Exemple : la vision de la réussite sociale, qui évolue au cours de la vie d’une personne, pour finalement atteindre la conception sociale que réussir sa vie, c’est réussir dans sa vie, toute personne  sortant de ce cadre étant considérée alors comme marginale.

Voir par exemple la conception la vision des acteurs et son évolution au cours des derniers siècles.


Or, cette interprétation générale, pour avoir sa force et pour pouvoir en imposer sur chaque interprétation particulière, doit posséder une structure de contrôle, qui doit pouvoir s’exercer au niveau individuel, d’où la naissance des micros-pouvoirs.

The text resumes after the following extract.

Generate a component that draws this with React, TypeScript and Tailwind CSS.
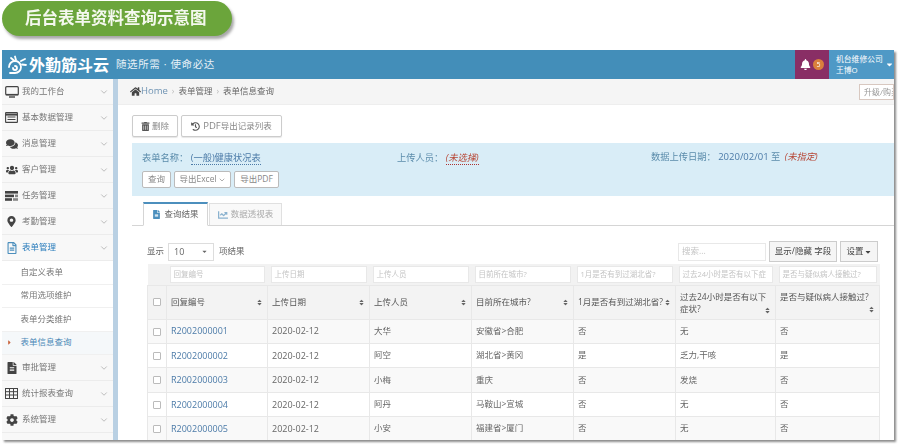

En effet, pour Foucault le pouvoir (l’état) ne peut suffire à juguler toutes les interprétations particulières, car le seul moyen d’expression de l’état est la répression, l’interdiction. Or, ces moyens ne permettent pas de « soigner » les interprétations déviantes, tout au plus d’en masquer les symptômes. Le rôle des micro-pouvoirs (parents, professeurs, patrons, en générale, tout représentant d’une autorité) au contraire est justement un rôle de normalisation. Ainsi, les avancés des sciences humains ne servent qu’à montrer les gens qui sortent de la norme, le rôle des professeurs qu’à exclure ou faire « rentrer dans le moule » les esprits trop individualistes (qui servent alors « d’épouvantails » pour effrayer la majorité), etc.

C’est-à-dire que toute interprétation générale crée toujours ses interprétations « rebelles » pour pouvoir exercer sa force, et ainsi exercer sa domination.


Exemple : l’état n’est utile que s’il y a des délinquants pour faire peur à la majorité des gens,  l’école n’est utile que s’il y a des élèves incapables de se tourner vers la connaissance par eux-mêmes,  l’hôpital psychiatrique n’a d’utilité que s’il y a des fous contre qui il doit nous défendre. C’est pourquoi, loin d’essayer de faire rentrer ces gens dans l’interprétation générale, ces institutions cherchent au contraire à en exclure certains, pour montrer la nécessité de son interprétation vis-à-vis des autres.


Ainsi, toute interprétation est avant tout dégagé comme possible par l’époque dans laquelle elle est trouvée. La bonne interprétation d’un phénomène n’est alors que l’interprétation qui correspond à la norme vis-à-vis de ce phénomène, les interprétations rebelles servant juste à fonder un peu plus l’interprétation générale, ou à la faire évoluer quand elle devient nécessaire.

Ainsi, nous retrouvons une conclusion assez proche de celle distinguer quant à la vérité, le critère de choix entre nos interprétations est avant tout pratique, même si dans le cas de nos interprétations, il semble encore plus arbitraire que dans celui de la vérité.

 


Conclusion


            Ainsi, le problème de l’interprétation ne nous renvoie en fin de compte qu’au problème de la vérité, puisque en dernière instance, il s’agit avant tout de déterminer ce qui permet de définir une interprétation comme valable. Cependant, l’interprétation prend sa singularité en affirmant la possibilité pour des interprétations opposées de coexister. Bien plus, il semble qu’en fait ces interprétations opposées doivent coexister, pour donner plus de force à l’une d’entre elle, en posant ses différences avec l’autre. C’est pourquoi, l’interprétation n’est ni un jeu infini de libre signification, puisque chaque sens est toujours borné (soit par l’épistémè de l’époque considérée, soit par les significations des termes alentours), ni une simple recherche d’un caché à découvrir, qui ferait de l’interprétation une simple traduction de l’apparence en un réel, l’interprétation est avant tout rapport au monde, rapport au monde, qui en affirmant sa subjectivité limite les prétentions à l’objectivité des autres interprétations, comme celle des sciences. L’interprétation peut alors être comprise comme ce qui donne son épaisseur au monde qui nous entoure et nous éloigne alors de la morne linéarité d’une vision trop scientifique.